Expatiating on why the policy is laudable, Dr. Yusuf said: “A unified exchange rate regime offers the following benefits for the economy: It enhances liquidity in the foreign exchange market. It reduces uncertainty in the foreign exchange market and therefore enhances the confidence of investors. It is more transparent as mechanism for forex allocation.
“It minimises discretion in the allocation of forex and reduces corruption vulnerabilities.
It reduces opportunities for round tripping and other sharp practices. It would increase disclosures with respect to export proceeds and compliance with non-oil export declarations, especially the non-oil export documentation (NXP).

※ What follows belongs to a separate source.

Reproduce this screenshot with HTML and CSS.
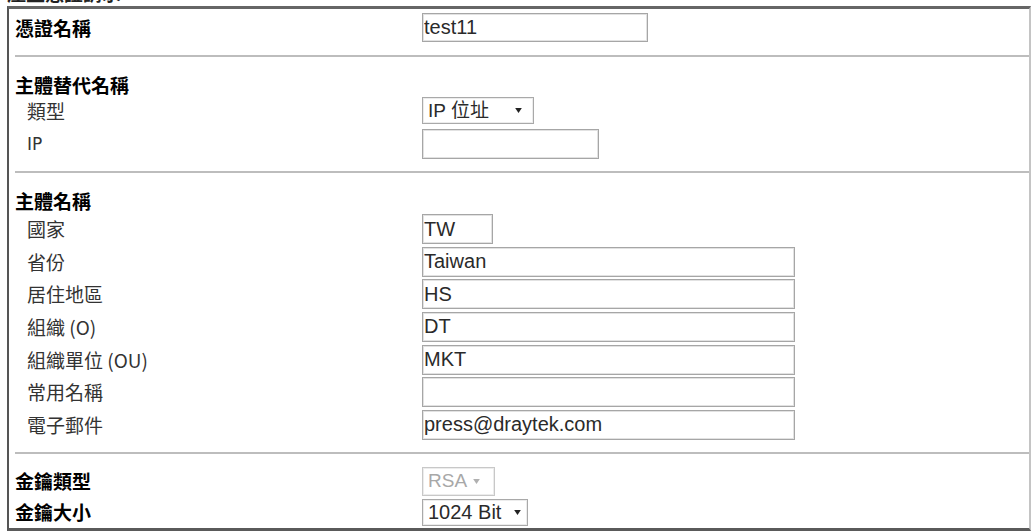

“It would boost government revenue by a minimum of N4 trillion through additional remittance of exchange rate surplus to the federation account by the CBN. The use of naira cards for limited international transactions would be restored in the short to medium term. It would facilitate the mopping up of naira liquidity in the economy in the short to medium term. This would impact positively on inflation outlook. It would deepen the autonomous foreign exchange market through the liberalisation of inflows from Export Proceeds, Diaspora Remittances, Multinational oil companies, diplomatic missions etc.”
Dr. Yusuf took the view that the erstwhile foreign exchange policy regime on the other hand was, for all practical purposes, a fixed exchange rate regime, which created many distortions and negative outcomes.
He enumerated distortions and adverse consequences of the fixed exchange rate regime to include: “Widening gap between the official, other multiple windows and parallel market exchange rates which created room forex roundtripping to flourish.
Collapse of liquidity in the foreign exchange market resulting in acute forex scarcity”.
Dr. Yusuf noted that “It fueled demand for forex because of the incredible rent opportunities created by the huge parallel market premium; created a major disincentive for forex inflows into the economy, thus suppressing forex supply”.